In practice, art therapy creates space for both conversation and creative exploration. Sometimes insight emerges through dialogue. At other times, working with image, colour, or form allows experiences to be expressed and understood in ways that feel more accessible than words alone.

Why creativity can support therapeutic change

The creative process can offer a different pathway into emotional life.
Research suggests that working with art materials engages sensory, embodied, and non-verbal forms of expression that can support emotional regulation and meaning-making (Kapitan, 2012).

Art making may:

  • support reflection and insight

  • provide distance from overwhelming experience

  • allow symbolic expression of complex feelings

  • engage the body and senses in regulation

  • offer new perspectives on personal narratives

Because art-making can function as a non-verbal and tactile process, it may support expression and understanding in ways that complement traditional talk therapy

Close-up of a pink poppy flower with dew drops on its petals, showing yellow stamens and a green central pod.

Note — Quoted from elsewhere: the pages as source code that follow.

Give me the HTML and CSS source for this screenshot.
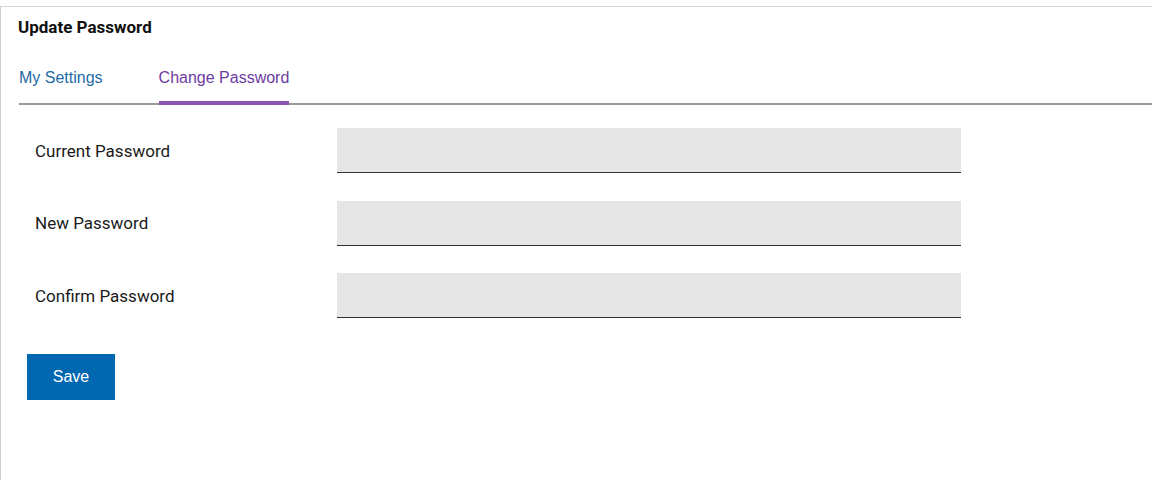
FILE: index.html
```html
<!DOCTYPE html>
<html>
<head>
<meta charset="utf-8">
<link rel="stylesheet" href="styles.css">
</head>
<body>
<div class="card">
  <h1 class="title">Update Password</h1>
  <div class="tabs">
    <a class="tab">My Settings</a>
    <a class="tab active">Change Password</a>
  </div>
  <form class="form">
    <div class="row">
      <label class="label">Current Password</label>
      <input class="input" type="password">
    </div>
    <div class="row">
      <label class="label">New Password</label>
      <input class="input" type="password">
    </div>
    <div class="row">
      <label class="label">Confirm Password</label>
      <input class="input" type="password">
    </div>
    <button class="save" type="button">Save</button>
  </form>
</div>
</body>
</html>
```
FILE: styles.css
```css
html, body {
  margin: 0;
  padding: 0;
  background: #ffffff;
}
body {
  padding-top: 6px;
  font-family: Roboto, "Liberation Sans", sans-serif;
}
.card {
  border-top: 1px solid #d6d6d6;
  border-left: 1px solid #cfcfcf;
  height: 474px;
  box-sizing: border-box;
}
.title {
  margin: 0;
  padding: 11px 0 0 17px;
  font-size: 17px;
  font-weight: 700;
  line-height: 18px;
  color: #111;
}
.tabs {
  margin: 33px 0 0 18px;
  display: flex;
  gap: 56px;
  border-bottom: 2px solid #9a9a9a;
}
.tab {
  font-family: "Liberation Sans", Arial, sans-serif;
  font-size: 16px;
  line-height: 18px;
  padding-bottom: 14px;
  color: #1f6aa5;
  border-bottom: 4px solid transparent;
  margin-bottom: -2px;
}
.tab.active {
  color: #6e3b9e;
  border-bottom-color: #8a55b3;
}
.form {
  padding: 23px 0 0 34px;
}
.row {
  display: flex;
  align-items: center;
  height: 45px;
  margin-bottom: 27.5px;
}
.label {
  width: 302px;
  font-size: 17px;
  color: #1a1a1a;
}
.input {
  width: 624px;
  height: 45px;
  box-sizing: border-box;
  border: none;
  border-bottom: 1px solid #333;
  background: #e5e5e5;
  margin: 0;
  padding: 0 10px;
}
.save {
  margin: 8px 0 0 -8px;
  width: 88px;
  height: 46px;
  border: none;
  background: #0067b1;
  color: #fff;
  font-family: "Liberation Sans", Arial, sans-serif;
  font-size: 16px;
}
```
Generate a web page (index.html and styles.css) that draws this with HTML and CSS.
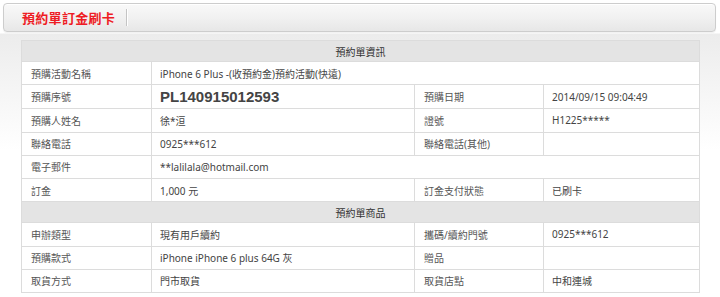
FILE: index.html
```html
<!DOCTYPE html>
<html lang="zh-Hant">
<head>
    <meta charset="UTF-8">
    <meta name="viewport" content="width=device-width, initial-scale=1.0">
    <title>預約單訂金刷卡</title>
    <link rel="stylesheet" href="styles.css">
</head>
<body>
    <div class="title-bar">
        <h2 class="title">預約單訂金刷卡</h2>
        <span class="title-sep"></span>
    </div>

    <div class="content">
        <table class="order-table">
            <colgroup>
                <col class="col-label">
                <col class="col-value">
                <col class="col-label2">
                <col class="col-value2">
            </colgroup>
            <tr>
                <th colspan="4">預約單資訊</th>
            </tr>
            <tr>
                <td class="label">預購活動名稱</td>
                <td colspan="3">iPhone 6 Plus -(收預約金)預約活動(快遠)</td>
            </tr>
            <tr class="serial-row">
                <td class="label">預購序號</td>
                <td class="serial">PL140915012593</td>
                <td class="label">預購日期</td>
                <td>2014/09/15 09:04:49</td>
            </tr>
            <tr>
                <td class="label">預購人姓名</td>
                <td>徐*洹</td>
                <td class="label">證號</td>
                <td>H1225*****</td>
            </tr>
            <tr>
                <td class="label">聯絡電話</td>
                <td>0925***612</td>
                <td class="label">聯絡電話(其他)</td>
                <td></td>
            </tr>
            <tr>
                <td class="label">電子郵件</td>
                <td colspan="3">**lalilala@hotmail.com</td>
            </tr>
            <tr>
                <td class="label">訂金</td>
                <td>1,000 元</td>
                <td class="label">訂金支付狀態</td>
                <td>已刷卡</td>
            </tr>
            <tr>
                <th colspan="4">預約單商品</th>
            </tr>
            <tr>
                <td class="label">申辦類型</td>
                <td>現有用戶續約</td>
                <td class="label">攜碼/續約門號</td>
                <td>0925***612</td>
            </tr>
            <tr>
                <td class="label">預購款式</td>
                <td>iPhone iPhone 6 plus 64G 灰</td>
                <td class="label">贈品</td>
                <td></td>
            </tr>
            <tr>
                <td class="label">取貨方式</td>
                <td>門市取貨</td>
                <td class="label">取貨店點</td>
                <td>中和連城</td>
            </tr>
        </table>
    </div>
</body>
</html>
```

FILE: styles.css
```css
body {
    margin: 0;
    padding: 3px 4px 0 3px;
    font-family: "Noto Sans", "Noto Sans CJK TC", sans-serif;
    font-size: 10px;
    color: #333;
    background: linear-gradient(to bottom, #fff 0, #fff 33px, #ececec 34px, #fff 150px);
    min-height: 294px;
}
.title-bar {
    display: flex;
    align-items: center;
    height: 27px;
    border: 1px solid #cdcdcd;
    border-radius: 4px;
    background: linear-gradient(to bottom, #f9f9f9 0, #f0f0f0 55%, #e7e7e7 100%);
    box-shadow: inset 0 1px 0 #fff, 0 1px 1px rgba(0, 0, 0, 0.06);
}
.title {
    margin: 0 0 0 18px;
    font-family: "Noto Sans CJK TC", sans-serif;
    font-size: 13px;
    font-weight: bold;
    letter-spacing: 0.3px;
    color: #ee1c24;
    line-height: 1;
}
.title-sep {
    width: 1px;
    height: 17px;
    margin-left: 11px;
    background: #c4c4c4;
    box-shadow: 1px 0 0 #fff;
}
.content {
    padding: 8px 17px 0 18px;
}
.order-table {
    width: 678px;
    border-collapse: collapse;
    table-layout: fixed;
    background: #fff;
}
.col-label { width: 130px; }
.col-value { width: 263px; }
.col-label2 { width: 129px; }
.col-value2 { width: 156px; }
.order-table th,
.order-table td {
    border: 1px solid #dcdcdc;
    padding: 0 8px;
    text-align: left;
    white-space: nowrap;
}
.order-table th {
    height: 20px;
    background: #e4e4e4;
    text-align: center;
    font-weight: normal;
    color: #333;
}
.order-table td {
    height: 22.25px;
    color: #444;
}
.order-table td.label {
    padding-left: 9px;
    color: #555;
}
.serial-row td {
    height: 23px;
}
.order-table td.serial {
    font-family: "Liberation Sans", sans-serif;
    font-size: 15px;
    font-weight: bold;
    color: #444;
}
```
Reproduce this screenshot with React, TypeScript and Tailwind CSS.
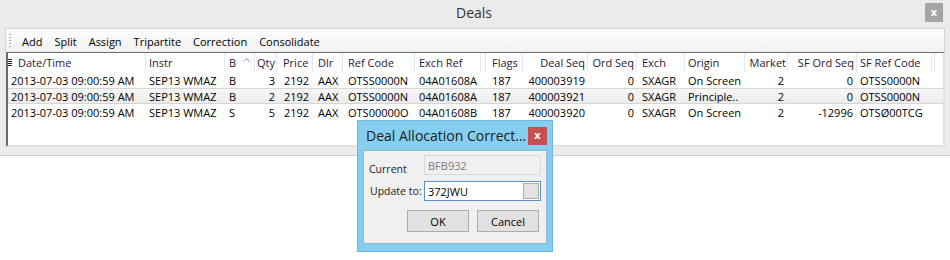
import React from 'react';

type Col = {
  key: string;
  label: string;
  w: string;
  head: string;
  cell: string;
  right?: boolean;
};

const cols: Col[] = [
  { key: 'dt', label: 'Date/Time', w: 'w-[138px]', head: 'pl-[10px]', cell: 'pl-[3px]' },
  { key: 'instr', label: 'Instr', w: 'w-[79px]', head: 'pl-[3px]', cell: 'pl-[3px]' },
  { key: 'b', label: 'B', w: 'w-[30px]', head: 'pl-[4px]', cell: 'pl-[4px]' },
  { key: 'qty', label: 'Qty', w: 'w-[22px]', head: 'justify-end pr-[1px]', cell: 'justify-end pr-[2px]', right: true },
  { key: 'price', label: 'Price', w: 'w-[36px]', head: 'pl-[6px]', cell: 'pl-[7px]' },
  { key: 'dlr', label: 'Dlr', w: 'w-[30px]', head: 'pl-[5px]', cell: 'pl-[5px]' },
  { key: 'ref', label: 'Ref Code', w: 'w-[72px]', head: 'pl-[5px]', cell: 'pl-[5px]' },
  { key: 'exref', label: 'Exch Ref', w: 'w-[66px]', head: 'pl-[4px]', cell: 'pl-[4px]' },
  { key: 'gap1', label: '', w: 'w-[5px]', head: '', cell: '' },
  { key: 'flags', label: 'Flags', w: 'w-[37px]', head: 'pl-[6px]', cell: 'pl-[6px]' },
  { key: 'deal', label: 'Deal Seq', w: 'w-[65px]', head: 'justify-end pr-[2px]', cell: 'justify-end pr-[3px]', right: true },
  { key: 'ord', label: 'Ord Seq', w: 'w-[49px]', head: 'justify-end pr-[2px]', cell: 'justify-end pr-[3px]', right: true },
  { key: 'exch', label: 'Exch', w: 'w-[48px]', head: 'pl-[5px]', cell: 'pl-[5px]' },
  { key: 'origin', label: 'Origin', w: 'w-[60px]', head: 'pl-[3px]', cell: 'pl-[3px]' },
  { key: 'market', label: 'Market', w: 'w-[43px]', head: 'justify-end pr-[1px]', cell: 'justify-end pr-[4px]', right: true },
  { key: 'sford', label: 'SF Ord Seq', w: 'w-[69px]', head: 'justify-end pr-[2px]', cell: 'justify-end pr-[4px]', right: true },
  { key: 'sfref', label: 'SF Ref Code', w: 'w-[75px]', head: 'pl-[3px]', cell: 'pl-[3px]' },
  { key: 'gap2', label: '', w: 'w-[3px]', head: '', cell: '' },
];

const rows: Record<string, string>[] = [
  {
    dt: '2013-07-03 09:00:59 AM', instr: 'SEP13 WMAZ', b: 'B', qty: '3', price: '2192', dlr: 'AAX',
    ref: 'OTSS0000N', exref: '04A01608A', flags: '187', deal: '400003919', ord: '0', exch: 'SXAGR',
    origin: 'On Screen', market: '2', sford: '0', sfref: 'OTSS0000N',
  },
  {
    dt: '2013-07-03 09:00:59 AM', instr: 'SEP13 WMAZ', b: 'B', qty: '2', price: '2192', dlr: 'AAX',
    ref: 'OTSS0000N', exref: '04A01608A', flags: '187', deal: '400003921', ord: '0', exch: 'SXAGR',
    origin: 'Principle..', market: '2', sford: '0', sfref: 'OTSS0000N',
  },
  {
    dt: '2013-07-03 09:00:59 AM', instr: 'SEP13 WMAZ', b: 'S', qty: '5', price: '2192', dlr: 'AAX',
    ref: 'OTS00000O', exref: '04A01608B', flags: '187', deal: '400003920', ord: '0', exch: 'SXAGR',
    origin: 'On Screen', market: '2', sford: '-12996', sfref: 'OTSØ00TCG',
  },
];

const toolbarItems = ['Add', 'Split', 'Assign', 'Tripartite', 'Correction', 'Consolidate'];

function GripDots() {
  return (
    <div className="flex flex-col gap-[2px] w-[2px] mr-[5px]">
      {[0, 1, 2, 3, 4].map((i) => (
        <span key={i} className="block w-[2px] h-[1px] bg-[#a8a8a8]" />
      ))}
    </div>
  );
}

function HeaderRow() {
  return (
    <div className="flex h-[19px] text-[#2a1838]">
      {cols.map((c) => (
        <div
          key={c.key}
          className={`${c.w} ${c.head} shrink-0 flex items-center border-r border-[#e1e9f3] whitespace-nowrap overflow-hidden relative`}
        >
          {c.key === 'dt' && (
            <svg width="4" height="7" viewBox="0 0 4 7" className="absolute left-[0px] top-[6px]">
              <rect x="0" y="0" width="4" height="1" fill="#222" />
              <rect x="0" y="2" width="4" height="1" fill="#222" />
              <rect x="0" y="4" width="4" height="1" fill="#222" />
              <rect x="0" y="6" width="4" height="1" fill="#222" />
            </svg>
          )}
          {c.label}
          {c.key === 'b' && (
            <svg width="7" height="4" viewBox="0 0 7 4" className="ml-[7px] mb-[6px]">
              <path d="M0.5 3.5 L3.5 0.5 L6.5 3.5" fill="none" stroke="#6f93bd" strokeWidth="1" />
            </svg>
          )}
        </div>
      ))}
    </div>
  );
}

function DealRow({ row, selected }: { row: Record<string, string>; selected?: boolean }) {
  return (
    <div
      className={`flex h-[16px] text-black ${
        selected ? 'bg-gradient-to-b from-[#f7f7f7] to-[#ececec] border-y border-[#d6d6d6]' : ''
      }`}
    >
      {cols.map((c) => (
        <div
          key={c.key}
          className={`${c.w} ${c.cell} shrink-0 flex items-center whitespace-nowrap overflow-hidden`}
        >
          {row[c.key] ?? ''}
        </div>
      ))}
    </div>
  );
}

function CorrectionDialog() {
  return (
    <div className="absolute left-[357px] top-[120px] w-[196px] h-[132px] bg-[#85cef0] border border-[#6db9df] flex flex-col px-[5px] pb-[7px]">
      <div className="h-[29px] flex items-center justify-between pl-[3px]">
        <span className="text-[14px] text-[#1b1b1b] whitespace-nowrap">Deal Allocation Correct...</span>
        <div className="w-[19px] h-[18px] bg-[#c75050] text-white text-[11px] font-bold flex items-center justify-center leading-none pb-[2px]">
          x
        </div>
      </div>
      <div className="flex-1 bg-[#f0f0f0] border border-[#97b5ca] px-[5px] pt-[4px]">
        <div className="flex items-center h-[20px]">
          <span className="w-[55px] shrink-0 whitespace-nowrap text-[10.5px] text-[#1b1b1b] pt-[8px]">Current</span>
          <div className="w-[121px] h-[20px] border border-[#d9d9d9] bg-[#f0f0f0] flex items-center pl-[3px] text-[11px] text-[#7a7a7a]">
            BFB932
          </div>
        </div>
        <div className="flex items-center h-[20px] mt-[6px]">
          <span className="w-[55px] shrink-0 whitespace-nowrap text-[10.5px] text-[#1b1b1b] pl-[1px]">Update to:</span>
          <div className="w-[121px] h-[20px] border border-[#5a93c9] bg-white flex items-center justify-between pl-[3px] pr-[1px] text-[11px] text-black">
            372JWU
            <span className="w-[16px] h-[16px] bg-[#e3e3e3] border border-[#adadad]" />
          </div>
        </div>
        <div className="flex justify-end gap-[8px] mt-[9px] pr-[2px]">
          <button className="w-[62px] h-[22px] bg-[#e1e1e1] border border-[#adadad] text-[11px] text-black">OK</button>
          <button className="w-[62px] h-[22px] bg-[#e1e1e1] border border-[#adadad] text-[11px] text-black">Cancel</button>
        </div>
      </div>
    </div>
  );
}

export default function App() {
  return (
    <div className="relative w-[950px] h-[260px] bg-white overflow-hidden font-['Open_Sans',sans-serif] text-[11px] leading-none">
      <div className="bg-[#ebebeb] border-b border-[#d2d2d2] px-[5px] pb-[8px]">
        {/* Title bar */}
        <div className="h-[28px] flex items-center">
          <div className="flex-1" />
          <span className="text-[14px] text-[#333] pb-[2px]">Deals</span>
          <div className="flex-1 flex justify-end pb-[3px] pr-[2px]">
            <div className="w-[18px] h-[19px] bg-[#a5a5a5] text-white text-[11px] font-bold flex items-center justify-center pb-[2px]">
              x
            </div>
          </div>
        </div>

        {/* Toolbar */}
        <div className="h-[24px] flex items-center bg-gradient-to-b from-[#fdfdfd] to-[#f1f1f1] border border-b-0 border-[#d5d5d5] pl-[3px] text-black">
          <GripDots />
          {toolbarItems.map((item) => (
            <span key={item} className="px-[6px] whitespace-nowrap pt-[1px]">
              {item}
            </span>
          ))}
        </div>

        {/* Grid */}
        <div className="ml-[1px] h-[95px] bg-white border-t border-l-2 border-t-[#6b6b6b] border-l-[#6b6b6b] border-r-2 border-b-2 border-r-[#e2e2e2] border-b-[#e2e2e2]">
          <HeaderRow />
          {rows.map((r, i) => (
            <DealRow key={i} row={r} selected={i === 1} />
          ))}
        </div>
      </div>

      <CorrectionDialog />
    </div>
  );
}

A collaborative and relational process

Art therapy is not about producing “good” artwork.
It is about using the creative process to explore inner experience within a supportive therapeutic relationship.

The presence of a trained therapist and the relational space of therapy are considered central to the effectiveness of art therapy, alongside the creative process itself (Kapitan 2012). Together, these elements can support reflection, integration, and emotional processing over time.

What art therapy can offer

Art therapy can support:

  • deeper self-understanding

  • expression of complex or hard-to-name feelings

  • integration after meaningful or intense experiences

  • nervous system regulation through sensory engagement

  • exploration of identity, grief, and life transitions

  • connection between inner experience and outer life

At its core, art therapy offers a space where image and language meet — where experience can be explored, witnessed, and gradually understood.